__Task directions__:
Copy out the data exactly, leaving the pictures behind.

__Available data__:
#####

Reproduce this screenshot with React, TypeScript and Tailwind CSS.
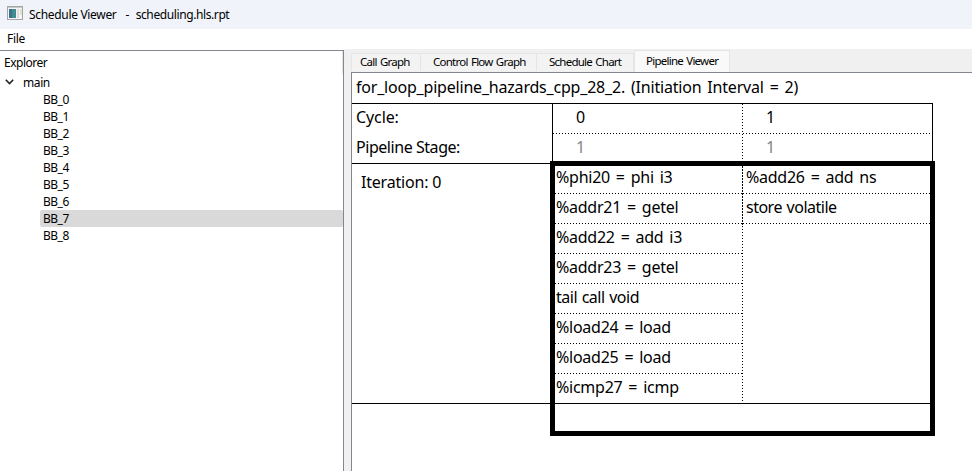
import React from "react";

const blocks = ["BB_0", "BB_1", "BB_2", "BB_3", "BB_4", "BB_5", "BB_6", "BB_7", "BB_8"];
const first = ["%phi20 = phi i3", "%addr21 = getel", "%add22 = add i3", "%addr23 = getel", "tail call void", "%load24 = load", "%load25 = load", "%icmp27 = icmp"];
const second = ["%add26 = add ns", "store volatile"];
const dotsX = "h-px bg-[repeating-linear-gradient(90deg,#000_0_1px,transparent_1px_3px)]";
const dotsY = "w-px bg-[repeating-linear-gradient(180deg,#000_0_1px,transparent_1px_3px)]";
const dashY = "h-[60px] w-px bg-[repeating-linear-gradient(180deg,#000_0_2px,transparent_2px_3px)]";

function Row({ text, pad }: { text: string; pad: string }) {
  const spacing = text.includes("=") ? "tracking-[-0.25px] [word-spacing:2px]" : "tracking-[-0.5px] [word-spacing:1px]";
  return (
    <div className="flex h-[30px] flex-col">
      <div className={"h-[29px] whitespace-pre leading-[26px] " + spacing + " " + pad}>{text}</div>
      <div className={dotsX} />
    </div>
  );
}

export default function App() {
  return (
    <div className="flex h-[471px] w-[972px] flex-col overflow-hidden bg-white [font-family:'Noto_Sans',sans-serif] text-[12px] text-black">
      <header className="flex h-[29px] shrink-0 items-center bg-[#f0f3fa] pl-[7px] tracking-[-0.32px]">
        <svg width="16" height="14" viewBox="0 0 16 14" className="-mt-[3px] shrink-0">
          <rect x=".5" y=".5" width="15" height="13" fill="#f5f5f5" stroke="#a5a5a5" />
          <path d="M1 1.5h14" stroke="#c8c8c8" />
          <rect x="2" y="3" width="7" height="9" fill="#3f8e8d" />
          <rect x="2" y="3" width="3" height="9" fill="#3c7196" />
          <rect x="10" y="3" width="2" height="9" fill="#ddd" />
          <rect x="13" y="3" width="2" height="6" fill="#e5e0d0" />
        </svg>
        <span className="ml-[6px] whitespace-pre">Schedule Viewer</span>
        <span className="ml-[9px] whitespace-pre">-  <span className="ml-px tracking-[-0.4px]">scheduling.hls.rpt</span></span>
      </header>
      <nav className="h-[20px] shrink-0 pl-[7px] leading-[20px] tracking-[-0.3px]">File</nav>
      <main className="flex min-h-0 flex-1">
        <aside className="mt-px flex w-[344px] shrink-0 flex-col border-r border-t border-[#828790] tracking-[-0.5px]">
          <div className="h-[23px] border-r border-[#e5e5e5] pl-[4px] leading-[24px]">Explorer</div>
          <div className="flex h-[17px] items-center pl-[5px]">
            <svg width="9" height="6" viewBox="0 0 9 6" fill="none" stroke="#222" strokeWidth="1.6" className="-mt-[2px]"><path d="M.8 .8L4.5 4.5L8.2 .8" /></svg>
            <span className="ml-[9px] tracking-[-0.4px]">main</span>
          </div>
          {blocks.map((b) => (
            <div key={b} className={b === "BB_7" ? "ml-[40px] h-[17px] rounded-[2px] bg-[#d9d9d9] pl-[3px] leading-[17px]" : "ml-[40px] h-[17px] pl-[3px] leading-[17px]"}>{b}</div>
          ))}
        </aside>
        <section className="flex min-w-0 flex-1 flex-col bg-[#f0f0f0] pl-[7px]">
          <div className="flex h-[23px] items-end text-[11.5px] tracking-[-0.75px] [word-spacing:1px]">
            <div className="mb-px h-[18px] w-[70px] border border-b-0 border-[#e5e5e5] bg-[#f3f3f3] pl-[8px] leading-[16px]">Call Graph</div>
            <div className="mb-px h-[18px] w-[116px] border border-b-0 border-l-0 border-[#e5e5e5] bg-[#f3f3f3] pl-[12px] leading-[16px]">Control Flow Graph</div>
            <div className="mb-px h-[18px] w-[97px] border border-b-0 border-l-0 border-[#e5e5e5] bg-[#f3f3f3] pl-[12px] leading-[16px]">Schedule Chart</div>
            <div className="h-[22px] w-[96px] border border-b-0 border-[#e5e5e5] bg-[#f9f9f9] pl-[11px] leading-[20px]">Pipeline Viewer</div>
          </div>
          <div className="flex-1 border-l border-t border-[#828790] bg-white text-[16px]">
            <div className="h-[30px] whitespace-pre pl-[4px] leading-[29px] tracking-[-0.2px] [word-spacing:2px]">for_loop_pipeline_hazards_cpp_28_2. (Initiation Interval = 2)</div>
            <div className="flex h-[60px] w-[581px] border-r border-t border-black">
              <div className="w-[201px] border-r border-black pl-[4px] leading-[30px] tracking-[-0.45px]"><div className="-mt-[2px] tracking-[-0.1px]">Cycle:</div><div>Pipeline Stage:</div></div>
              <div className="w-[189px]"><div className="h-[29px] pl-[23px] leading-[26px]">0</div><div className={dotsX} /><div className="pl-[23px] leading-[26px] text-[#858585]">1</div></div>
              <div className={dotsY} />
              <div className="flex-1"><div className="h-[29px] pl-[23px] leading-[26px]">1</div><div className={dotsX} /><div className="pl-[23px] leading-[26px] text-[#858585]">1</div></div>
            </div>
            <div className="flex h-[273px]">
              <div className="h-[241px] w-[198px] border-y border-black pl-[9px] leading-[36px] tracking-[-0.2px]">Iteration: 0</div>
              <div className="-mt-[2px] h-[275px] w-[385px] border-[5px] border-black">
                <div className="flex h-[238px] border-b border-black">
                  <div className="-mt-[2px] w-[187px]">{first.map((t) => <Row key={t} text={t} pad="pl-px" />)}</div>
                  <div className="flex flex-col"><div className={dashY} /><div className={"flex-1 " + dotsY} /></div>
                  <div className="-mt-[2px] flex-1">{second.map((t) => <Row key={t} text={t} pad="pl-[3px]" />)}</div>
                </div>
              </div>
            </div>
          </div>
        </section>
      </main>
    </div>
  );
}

#####

__Full output__:
Reproduce this screenshot with React, TypeScript and Tailwind CSS.
import React from "react";

const blocks = ["BB_0", "BB_1", "BB_2", "BB_3", "BB_4", "BB_5", "BB_6", "BB_7", "BB_8"];
const first = ["%phi20 = phi i3", "%addr21 = getel", "%add22 = add i3", "%addr23 = getel", "tail call void", "%load24 = load", "%load25 = load", "%icmp27 = icmp"];
const second = ["%add26 = add ns", "store volatile"];
const dotsX = "h-px bg-[repeating-linear-gradient(90deg,#000_0_1px,transparent_1px_3px)]";
const dotsY = "w-px bg-[repeating-linear-gradient(180deg,#000_0_1px,transparent_1px_3px)]";
const dashY = "h-[60px] w-px bg-[repeating-linear-gradient(180deg,#000_0_2px,transparent_2px_3px)]";

function Row({ text, pad }: { text: string; pad: string }) {
  const spacing = text.includes("=") ? "tracking-[-0.25px] [word-spacing:2px]" : "tracking-[-0.5px] [word-spacing:1px]";
  return (
    <div className="flex h-[30px] flex-col">
      <div className={"h-[29px] whitespace-pre leading-[26px] " + spacing + " " + pad}>{text}</div>
      <div className={dotsX} />
    </div>
  );
}

export default function App() {
  return (
    <div className="flex h-[471px] w-[972px] flex-col overflow-hidden bg-white [font-family:'Noto_Sans',sans-serif] text-[12px] text-black">
      <header className="flex h-[29px] shrink-0 items-center bg-[#f0f3fa] pl-[7px] tracking-[-0.32px]">
        <svg width="16" height="14" viewBox="0 0 16 14" className="-mt-[3px] shrink-0">
          <rect x=".5" y=".5" width="15" height="13" fill="#f5f5f5" stroke="#a5a5a5" />
          <path d="M1 1.5h14" stroke="#c8c8c8" />
          <rect x="2" y="3" width="7" height="9" fill="#3f8e8d" />
          <rect x="2" y="3" width="3" height="9" fill="#3c7196" />
          <rect x="10" y="3" width="2" height="9" fill="#ddd" />
          <rect x="13" y="3" width="2" height="6" fill="#e5e0d0" />
        </svg>
        <span className="ml-[6px] whitespace-pre">Schedule Viewer</span>
        <span className="ml-[9px] whitespace-pre">-  <span className="ml-px tracking-[-0.4px]">scheduling.hls.rpt</span></span>
      </header>
      <nav className="h-[20px] shrink-0 pl-[7px] leading-[20px] tracking-[-0.3px]">File</nav>
      <main className="flex min-h-0 flex-1">
        <aside className="mt-px flex w-[344px] shrink-0 flex-col border-r border-t border-[#828790] tracking-[-0.5px]">
          <div className="h-[23px] border-r border-[#e5e5e5] pl-[4px] leading-[24px]">Explorer</div>
          <div className="flex h-[17px] items-center pl-[5px]">
            <svg width="9" height="6" viewBox="0 0 9 6" fill="none" stroke="#222" strokeWidth="1.6" className="-mt-[2px]"><path d="M.8 .8L4.5 4.5L8.2 .8" /></svg>
            <span className="ml-[9px] tracking-[-0.4px]">main</span>
          </div>
          {blocks.map((b) => (
            <div key={b} className={b === "BB_7" ? "ml-[40px] h-[17px] rounded-[2px] bg-[#d9d9d9] pl-[3px] leading-[17px]" : "ml-[40px] h-[17px] pl-[3px] leading-[17px]"}>{b}</div>
          ))}
        </aside>
        <section className="flex min-w-0 flex-1 flex-col bg-[#f0f0f0] pl-[7px]">
          <div className="flex h-[23px] items-end text-[11.5px] tracking-[-0.75px] [word-spacing:1px]">
            <div className="mb-px h-[18px] w-[70px] border border-b-0 border-[#e5e5e5] bg-[#f3f3f3] pl-[8px] leading-[16px]">Call Graph</div>
            <div className="mb-px h-[18px] w-[116px] border border-b-0 border-l-0 border-[#e5e5e5] bg-[#f3f3f3] pl-[12px] leading-[16px]">Control Flow Graph</div>
            <div className="mb-px h-[18px] w-[97px] border border-b-0 border-l-0 border-[#e5e5e5] bg-[#f3f3f3] pl-[12px] leading-[16px]">Schedule Chart</div>
            <div className="h-[22px] w-[96px] border border-b-0 border-[#e5e5e5] bg-[#f9f9f9] pl-[11px] leading-[20px]">Pipeline Viewer</div>
          </div>
          <div className="flex-1 border-l border-t border-[#828790] bg-white text-[16px]">
            <div className="h-[30px] whitespace-pre pl-[4px] leading-[29px] tracking-[-0.2px] [word-spacing:2px]">for_loop_pipeline_hazards_cpp_28_2. (Initiation Interval = 2)</div>
            <div className="flex h-[60px] w-[581px] border-r border-t border-black">
              <div className="w-[201px] border-r border-black pl-[4px] leading-[30px] tracking-[-0.45px]"><div className="-mt-[2px] tracking-[-0.1px]">Cycle:</div><div>Pipeline Stage:</div></div>
              <div className="w-[189px]"><div className="h-[29px] pl-[23px] leading-[26px]">0</div><div className={dotsX} /><div className="pl-[23px] leading-[26px] text-[#858585]">1</div></div>
              <div className={dotsY} />
              <div className="flex-1"><div className="h-[29px] pl-[23px] leading-[26px]">1</div><div className={dotsX} /><div className="pl-[23px] leading-[26px] text-[#858585]">1</div></div>
            </div>
            <div className="flex h-[273px]">
              <div className="h-[241px] w-[198px] border-y border-black pl-[9px] leading-[36px] tracking-[-0.2px]">Iteration: 0</div>
              <div className="-mt-[2px] h-[275px] w-[385px] border-[5px] border-black">
                <div className="flex h-[238px] border-b border-black">
                  <div className="-mt-[2px] w-[187px]">{first.map((t) => <Row key={t} text={t} pad="pl-px" />)}</div>
                  <div className="flex flex-col"><div className={dashY} /><div className={"flex-1 " + dotsY} /></div>
                  <div className="-mt-[2px] flex-1">{second.map((t) => <Row key={t} text={t} pad="pl-[3px]" />)}</div>
                </div>
              </div>
            </div>
          </div>
        </section>
      </main>
    </div>
  );
}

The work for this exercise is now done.